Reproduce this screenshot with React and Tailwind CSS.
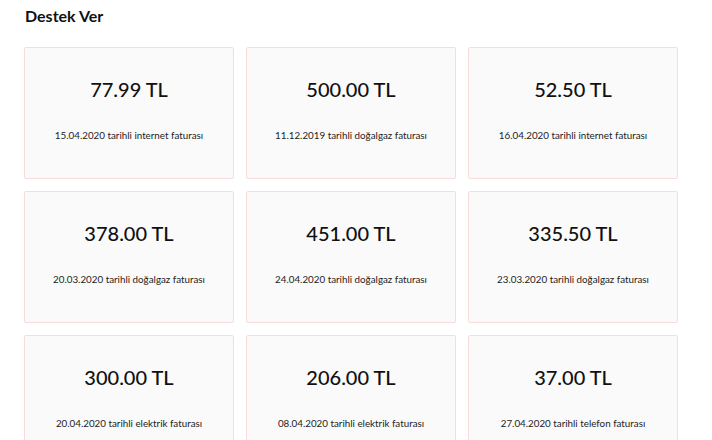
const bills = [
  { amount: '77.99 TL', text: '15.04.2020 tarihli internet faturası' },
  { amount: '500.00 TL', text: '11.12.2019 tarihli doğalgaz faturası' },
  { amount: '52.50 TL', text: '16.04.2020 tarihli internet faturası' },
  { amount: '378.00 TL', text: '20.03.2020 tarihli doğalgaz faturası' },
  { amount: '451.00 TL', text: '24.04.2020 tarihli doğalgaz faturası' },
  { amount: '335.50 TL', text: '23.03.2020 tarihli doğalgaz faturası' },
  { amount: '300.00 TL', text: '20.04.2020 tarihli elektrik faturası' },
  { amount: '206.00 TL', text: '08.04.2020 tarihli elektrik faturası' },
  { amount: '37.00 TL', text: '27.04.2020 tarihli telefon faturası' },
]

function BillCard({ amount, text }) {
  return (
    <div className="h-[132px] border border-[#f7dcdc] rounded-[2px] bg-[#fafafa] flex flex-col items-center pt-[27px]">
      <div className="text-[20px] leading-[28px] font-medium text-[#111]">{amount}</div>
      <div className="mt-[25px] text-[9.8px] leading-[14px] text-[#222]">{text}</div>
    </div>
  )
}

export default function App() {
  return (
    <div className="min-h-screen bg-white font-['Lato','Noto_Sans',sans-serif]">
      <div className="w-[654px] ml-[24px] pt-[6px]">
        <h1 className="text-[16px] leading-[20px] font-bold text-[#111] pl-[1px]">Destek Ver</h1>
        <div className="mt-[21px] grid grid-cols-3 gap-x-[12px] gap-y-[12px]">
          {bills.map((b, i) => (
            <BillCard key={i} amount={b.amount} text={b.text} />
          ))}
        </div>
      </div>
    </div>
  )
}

════

§ **Exercise**: Restate the data above exactly, stripping out each image.

§ **Answer in full**:
Reproduce this screenshot with React and Tailwind CSS.
const bills = [
  { amount: '77.99 TL', text: '15.04.2020 tarihli internet faturası' },
  { amount: '500.00 TL', text: '11.12.2019 tarihli doğalgaz faturası' },
  { amount: '52.50 TL', text: '16.04.2020 tarihli internet faturası' },
  { amount: '378.00 TL', text: '20.03.2020 tarihli doğalgaz faturası' },
  { amount: '451.00 TL', text: '24.04.2020 tarihli doğalgaz faturası' },
  { amount: '335.50 TL', text: '23.03.2020 tarihli doğalgaz faturası' },
  { amount: '300.00 TL', text: '20.04.2020 tarihli elektrik faturası' },
  { amount: '206.00 TL', text: '08.04.2020 tarihli elektrik faturası' },
  { amount: '37.00 TL', text: '27.04.2020 tarihli telefon faturası' },
]

function BillCard({ amount, text }) {
  return (
    <div className="h-[132px] border border-[#f7dcdc] rounded-[2px] bg-[#fafafa] flex flex-col items-center pt-[27px]">
      <div className="text-[20px] leading-[28px] font-medium text-[#111]">{amount}</div>
      <div className="mt-[25px] text-[9.8px] leading-[14px] text-[#222]">{text}</div>
    </div>
  )
}

export default function App() {
  return (
    <div className="min-h-screen bg-white font-['Lato','Noto_Sans',sans-serif]">
      <div className="w-[654px] ml-[24px] pt-[6px]">
        <h1 className="text-[16px] leading-[20px] font-bold text-[#111] pl-[1px]">Destek Ver</h1>
        <div className="mt-[21px] grid grid-cols-3 gap-x-[12px] gap-y-[12px]">
          {bills.map((b, i) => (
            <BillCard key={i} amount={b.amount} text={b.text} />
          ))}
        </div>
      </div>
    </div>
  )
}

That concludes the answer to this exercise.